Jay Rayner 

Our man in Hunan

If a Chinese menu starts to repeat on you, flick it over - the authentic dishes are lurking at the back. Jay Rayner trusts his lunch to an old China hand.
  
  


Taiwan Village, 85 Lillie Road, London SW6 (020 7381 2900).
Feast for two, including wine and service, £70

The menu at Taiwan Village is very long. Curiously, despite its length, it does not contain the most intriguing stuff. The best thing when faced by such a menu is to flip to the inside back cover, where they offer to create a feast for you at £21.50 a head. At this point you will be asked whether you like spicy food, and the only answer is yes. This small, 10-month-old restaurant, tucked around the back of the exhibition halls at Earl's Court in London, specialises in Hunan and Szechwan food, and a serious bit of heat comes with the deal.
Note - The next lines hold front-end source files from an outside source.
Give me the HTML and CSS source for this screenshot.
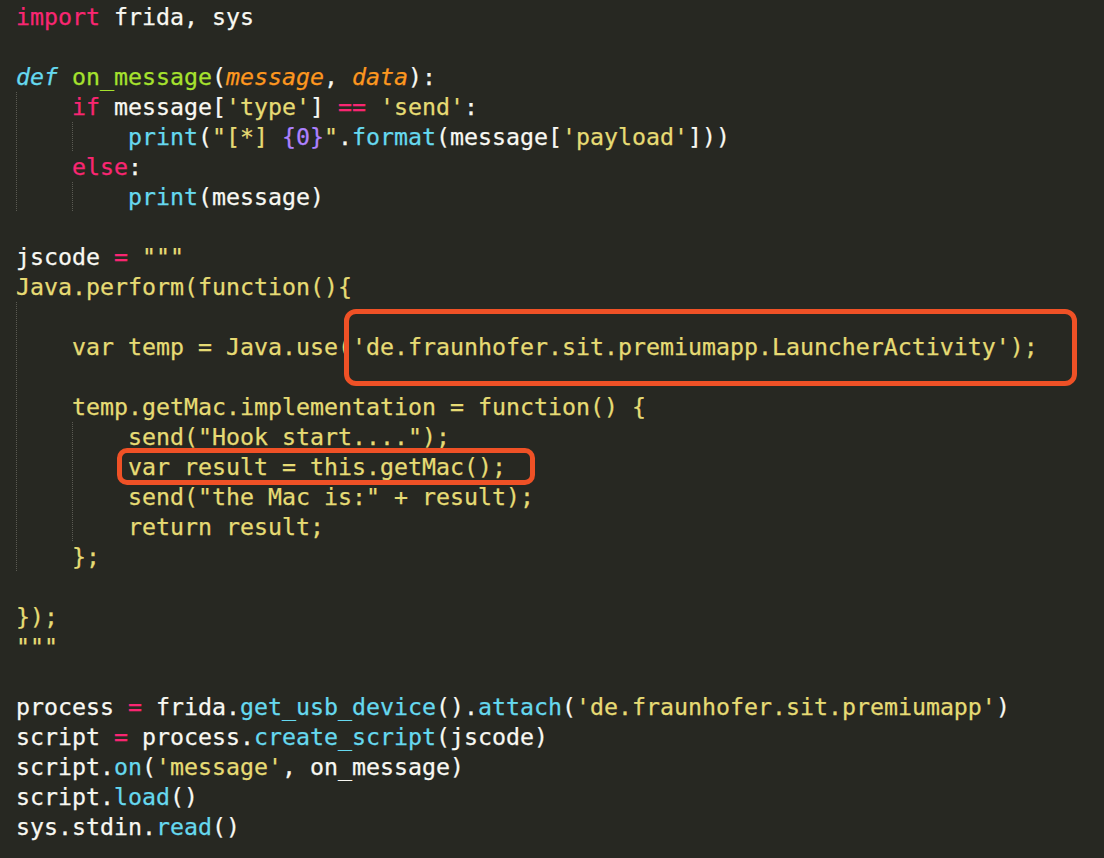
FILE: index.html
```html
<!DOCTYPE html>
<html>
<head>
<meta charset="utf-8">
<link rel="stylesheet" href="styles.css">
</head>
<body>
<div class="editor">
<div class="ln"><span class="kw">import</span> frida, sys</div>
<div class="ln"></div>
<div class="ln"><span class="st it">def</span> <span class="fn">on_message</span>(<span class="pa">message</span>, <span class="pa">data</span>):</div>
<div class="ln"><span class="ind">    </span><span class="kw">if</span> message[<span class="str">'type'</span>] <span class="kw">==</span> <span class="str">'send'</span>:</div>
<div class="ln"><span class="ind">    </span><span class="ind">    </span><span class="bi">print</span>(<span class="str">"[*] </span><span class="num">{0}</span><span class="str">"</span>.<span class="bi">format</span>(message[<span class="str">'payload'</span>]))</div>
<div class="ln"><span class="ind">    </span><span class="kw">else</span>:</div>
<div class="ln"><span class="ind">    </span><span class="ind">    </span><span class="bi">print</span>(message)</div>
<div class="ln"></div>
<div class="ln">jscode <span class="kw">=</span> <span class="str">"""</span></div>
<div class="ln str">Java.perform(function(){</div>
<div class="ln str"><span class="ind">    </span></div>
<div class="ln str"><span class="ind">    </span>var temp = Java.use('de.fraunhofer.sit.premiumapp.LauncherActivity');</div>
<div class="ln str"><span class="ind">    </span></div>
<div class="ln str"><span class="ind">    </span>temp.getMac.implementation = function() {</div>
<div class="ln str"><span class="ind">    </span><span class="ind">    </span>send("Hook start....");</div>
<div class="ln str"><span class="ind">    </span><span class="ind">    </span>var result = this.getMac();</div>
<div class="ln str"><span class="ind">    </span><span class="ind">    </span>send("the Mac is:" + result);</div>
<div class="ln str"><span class="ind">    </span><span class="ind">    </span>return result;</div>
<div class="ln str"><span class="ind">    </span>};</div>
<div class="ln str"></div>
<div class="ln str">});</div>
<div class="ln str">"""</div>
<div class="ln"></div>
<div class="ln">process <span class="kw">=</span> frida.<span class="bi">get_usb_device</span>().<span class="bi">attach</span>(<span class="str">'de.fraunhofer.sit.premiumapp'</span>)</div>
<div class="ln">script <span class="kw">=</span> process.<span class="bi">create_script</span>(jscode)</div>
<div class="ln">script.<span class="bi">on</span>(<span class="str">'message'</span>, on_message)</div>
<div class="ln">script.<span class="bi">load</span>()</div>
<div class="ln">sys.stdin.<span class="bi">read</span>()</div>
<div class="mark mark-class"></div>
<div class="mark mark-call"></div>
</div>
</body>
</html>
```

FILE: styles.css
```css
html, body {
  margin: 0;
  padding: 0;
  background: #272822;
}

.editor {
  position: relative;
  width: 1104px;
  height: 858px;
  box-sizing: border-box;
  padding: 2px 0 0 16px;
  background: #272822;
  color: #F8F8F2;
  font-family: "DejaVu Sans Mono", "Liberation Mono", monospace;
  font-size: 23.25px;
  -webkit-text-stroke: 0.25px currentColor;
  overflow: hidden;
}

.ln {
  height: 30px;
  line-height: 30px;
  white-space: pre;
}

.ind {
  display: inline-block;
  height: 30px;
  line-height: 30px;
  background-image: repeating-linear-gradient(to bottom, #5b5b53 0 1px, transparent 1px 2px);
  background-size: 1px 100%;
  background-repeat: no-repeat;
  background-position: 0 0;
}

.kw { color: #F92672; }
.fn { color: #A6E22E; }
.pa { color: #FD971F; font-style: italic; }
.str { color: #E6DB74; }
.bi { color: #66D9EF; }
.st { color: #66D9EF; }
.it { font-style: italic; }
.num { color: #AE81FF; }

.mark {
  position: absolute;
  box-sizing: border-box;
  border: 5px solid #EF5126;
}

.mark-class {
  left: 344px;
  top: 309px;
  width: 733px;
  height: 77px;
  border-radius: 12px;
}

.mark-call {
  left: 117px;
  top: 448px;
  width: 418px;
  height: 37px;
  border-radius: 10px;
}
```
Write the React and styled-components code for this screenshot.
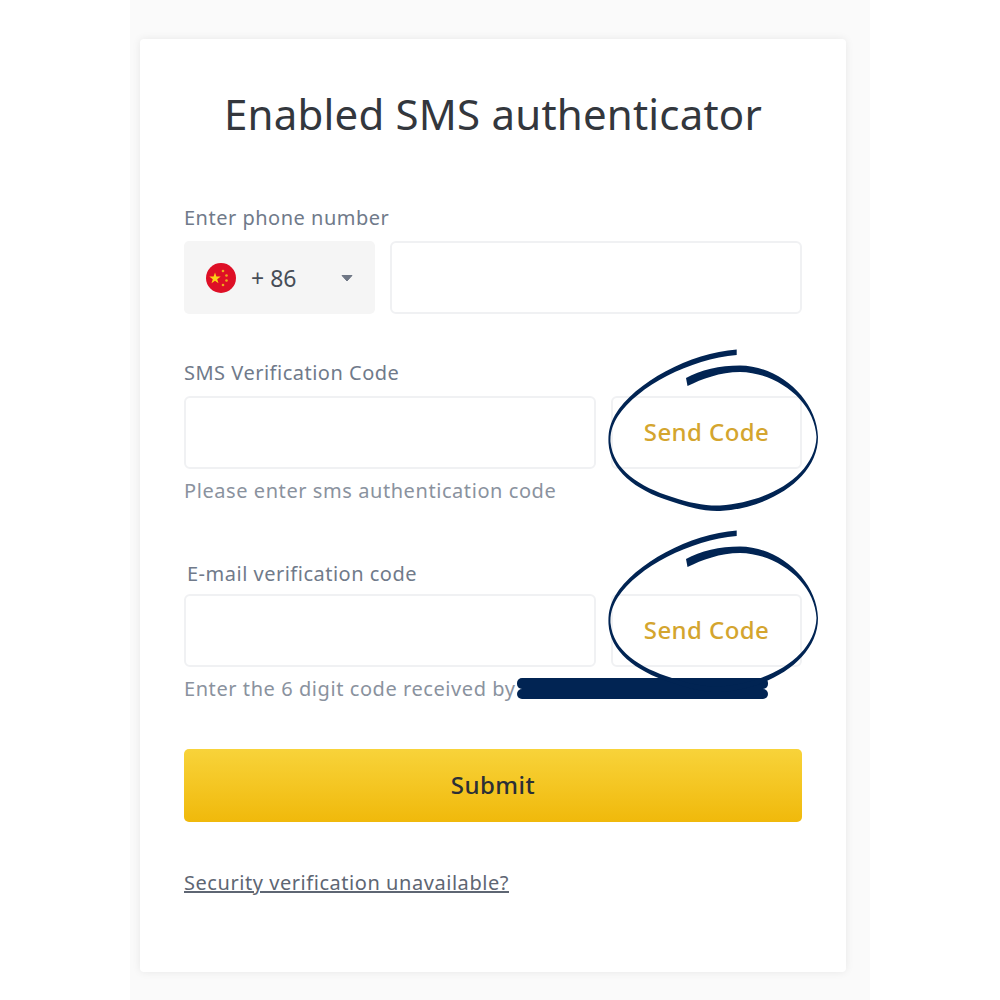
import React from 'react'
import styled, { createGlobalStyle } from 'styled-components';

const GlobalStyle = createGlobalStyle`
  html, body {
    margin: 0;
    padding: 0;
    background: #fff;
    font-family: "Noto Sans", "Open Sans", sans-serif;
  }
`;

const Page = styled.div`
  box-sizing: border-box;
  width: 740px;
  height: 1000px;
  margin-left: 130px;
  padding: 39px 24px 0 10px;
  background: #fafafa;
`;

const Card = styled.div`
  box-sizing: border-box;
  height: 933px;
  padding: 0 44px;
  background: #fff;
  border-radius: 4px;
  box-shadow: 0 0 8px rgba(0, 0, 0, 0.08);
`;

const Title = styled.h1`
  margin: 0;
  padding-top: 49px;
  height: 52px;
  line-height: 52px;
  font-size: 42px;
  font-weight: 400;
  letter-spacing: 0.2px;
  color: #33373d;
  text-align: center;
`;

const Section = styled.div`
  position: relative;
  margin-top: ${({ top }) => top}px;
`;

const Label = styled.div`
  height: 24px;
  line-height: 24px;
  margin-bottom: ${({ gap }) => gap}px;
  padding-left: ${({ indent }) => indent || 0}px;
  font-size: 20px;
  letter-spacing: 0.5px;
  color: #707a8a;
`;

const Row = styled.div`
  display: flex;
  gap: 15px;
`;

const Select = styled.div`
  box-sizing: border-box;
  display: flex;
  align-items: center;
  flex: 0 0 191px;
  height: 73px;
  padding: 0 22px 0 22px;
  background: #f5f5f5;
  border-radius: 5px;
`;

const Code = styled.span`
  margin-left: 15px;
  font-size: 23px;
  color: #474d57;
  flex: 1;
`;

const Field = styled.div`
  box-sizing: border-box;
  flex: 1;
  height: 73px;
  background: #fff;
  border: 2px solid #f0f1f3;
  border-radius: 6px;
`;

const SendButton = styled.div`
  box-sizing: border-box;
  flex: 0 0 191px;
  display: flex;
  align-items: center;
  justify-content: center;
  height: 73px;
  padding-bottom: 2px;
  background: #fff;
  border: 2px solid #f0f1f3;
  border-radius: 6px;
  font-size: 24px;
  font-weight: 500;
  letter-spacing: 0.4px;
  color: #d4a52e;
`;

const Helper = styled.div`
  display: flex;
  align-items: center;
  height: 24px;
  line-height: 24px;
  margin-top: 10px;
  font-size: 20px;
  letter-spacing: 0.57px;
  color: #8a929e;
`;

const Redaction = styled.span`
  display: inline-flex;
  flex-direction: column;
  margin-left: 1px;
  margin-top: -1px;
`;

const RedactionLine = styled.span`
  display: block;
  width: 251px;
  height: 10.5px;
  background: #012453;
  border-radius: 5px;
`;

const Scribble = styled.svg`
  position: absolute;
  left: 406px;
  top: ${({ top }) => top}px;
  width: 240px;
  height: 180px;
  pointer-events: none;
`;

const Submit = styled.div`
  display: flex;
  align-items: center;
  justify-content: center;
  height: 73px;
  margin-top: 48px;
  padding-bottom: 2px;
  box-sizing: border-box;
  background: linear-gradient(180deg, #f8d33a 0%, #f0b90b 100%);
  border-radius: 5px;
  font-size: 24px;
  font-weight: 500;
  letter-spacing: 0.5px;
  color: #2b2f36;
`;

const HelpLink = styled.a`
  display: inline-block;
  margin-top: 48px;
  line-height: 26px;
  font-size: 20px;
  letter-spacing: 0.55px;
  color: #5e6673;
  text-decoration: underline;
`;

const ChinaFlag = () => (
  <svg width="30" height="30" viewBox="0 0 30 30">
    <circle cx="15" cy="15" r="15" fill="#de0f26" />
    <polygon points="9,9.5 10.4,13.6 14.7,13.6 11.2,16.2 12.5,20.3 9,17.8 5.5,20.3 6.8,16.2 3.3,13.6 7.6,13.6" fill="#fcd116" />
    <circle cx="17" cy="8" r="1.3" fill="#f0a81c" />
    <circle cx="20.5" cy="12.5" r="1.3" fill="#f0a81c" />
    <circle cx="20.5" cy="17.5" r="1.3" fill="#f0a81c" />
    <circle cx="17" cy="22" r="1.3" fill="#f0a81c" />
  </svg>
);

const Caret = () => (
  <svg width="12" height="8" viewBox="0 0 12 8">
    <path d="M1 1.5h10L6 7z" fill="#6f7785" stroke="#6f7785" strokeLinejoin="round" />
  </svg>
);

const Circle = ({ top }) => (
  <Scribble top={top} viewBox="0 0 240 180">
    <path
      d="M146.7 9.500C100 13 45 42 25 75C20 84 18 92 18.500 103C20 130 45 150 80 161C100 168 115 171.500 130 171C180 168 228 138 228 97C227 60 190 26 150 25.500C130 25.500 110 30 96 38L97.500 46C112 39 130 32 150 32C188 32.500 225 62 226.500 97C225 135 180 162 130 165.500C115 166 100 163 82 157C50 147 23 130 20.500 102C20 92 23 84 28 76C48 46 100 19 146.700 15Z"
      fill="#012453"
    />
  </Scribble>
);

const App = () => {
  return (
    <Page>
      <GlobalStyle />
      <Card>
        <Title>Enabled SMS authenticator</Title>

        <Section top={66}>
          <Label gap={11}>Enter phone number</Label>
          <Row>
            <Select>
              <ChinaFlag />
              <Code>+ 86</Code>
              <Caret />
            </Select>
            <Field />
          </Row>
        </Section>

        <Section top={47}>
          <Label gap={11}>SMS Verification Code</Label>
          <Row>
            <Field />
            <SendButton>Send Code</SendButton>
          </Row>
          <Helper>Please enter sms authentication code</Helper>
          <Circle top={-21} />
        </Section>

        <Section top={59}>
          <Label gap={8} indent={3}>E-mail verification code</Label>
          <Row>
            <Field />
            <SendButton>Send Code</SendButton>
          </Row>
          <Helper>
            Enter the 6 digit code received by
            <Redaction>
              <RedactionLine />
              <RedactionLine />
            </Redaction>
          </Helper>
          <Circle top={-41} />
        </Section>

        <Submit>Submit</Submit>
        <HelpLink href="#">Security verification unavailable?</HelpLink>
      </Card>
    </Page>
  )
}

export default App
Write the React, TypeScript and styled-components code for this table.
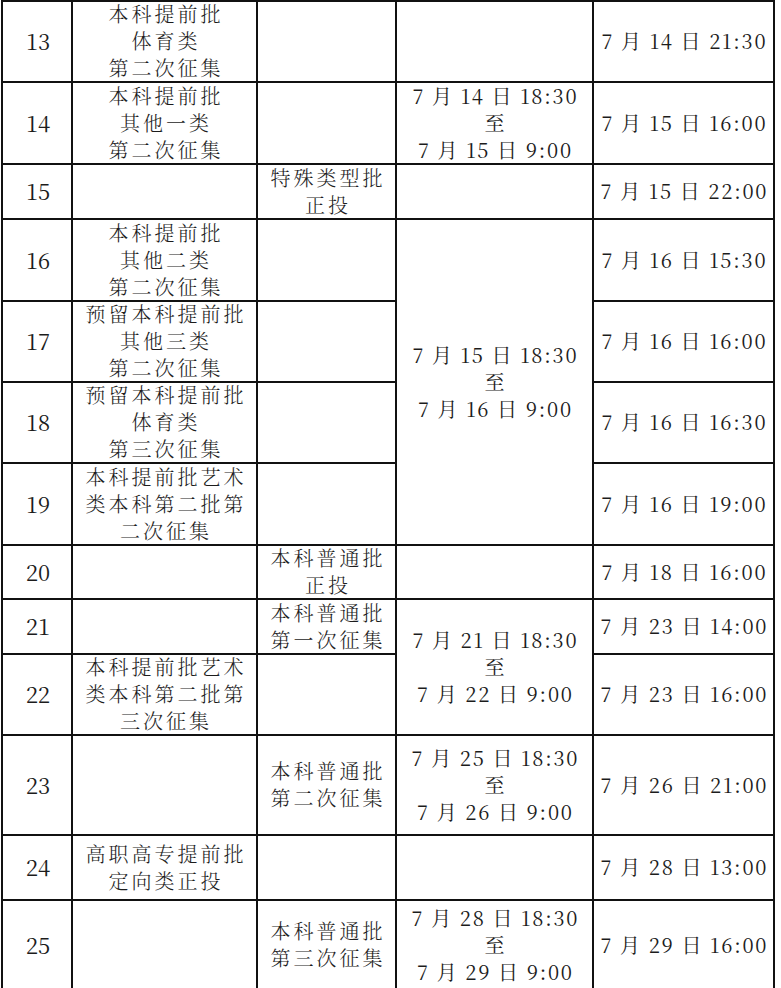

It is also a rare find. Most of Britain's Chinese restaurants major on the cooking styles of Canton and Beijing, producing menus which look eerily familiar. The only other place in the capital going big on the chillies is Hunan in Pimlico, where Huang, the chef at Taiwan Village, cooked for many years. Hunan also does surprise menus, and the first time I went I thought it was terrific. The second time it was exactly the same set of dishes, and again the third time ...

The lunchtime we were there, the dining room at Taiwan Village, of which we were the only occupants, was overseen by a lovely, smiley lady who took us through our 13 dishes with remarkable precision given her (self-confessed) eccentric grasp of English. So, to start, a light aromatic fish soup, with chunks of soft white fish and Chinese herbs, that were apparently good for both eye and bone. Next, a plate of lightly battered French beans rustling with fried shards of garlic, chilli and spring onion.

After that, a crisp lettuce leaf containing a sticky, dark stir-fry of finely diced chicken and coriander - the Imperial Jewels - the one to be wrapped about the other. Then some sesame-coated fillets of fish in a dark sweet and sour sauce, followed by salt and pepper king prawns, followed by a saucy spare rib each, the meat falling off the bone.

And so on. It would be impossible to list all the dishes, but there were highlights. There was lamb with three chillies, the latter there for flavour and heat but not to be eaten. There were sauteed ducks' tongues in the Taiwanese style, stir-fried in a dark and pungent sauce, and some extraordinarily tender slices of squid with Chinese celery. Inevitably in a menu this long there was bound to be some repetition, and occasionally we felt we were seeing the same sauce come up with a different protein. The mid-course of crispy duck also struck a banal note amid all this intrigue, but even here it rose above the ordinary on account of home-made pancakes, instead of the bulk-purchased ones that so often rule supreme in London's Chinese restaurants.

Chef Huang had to get off to pick up the kids from school, so we passed on the toffee banana and went instead for scoops of home-made green tea and sesame seed ice cream, the latter more seed than cream. And the bill for all of this plus continuous tea was a ludicrous £52 excluding service, a price (and a selection) you could not match if you tried to order it all yourself from the menu. There's a short wine list with some extraordinary bargains; perhaps that's where you can exercise your right to choose. Otherwise, leave the rest to them.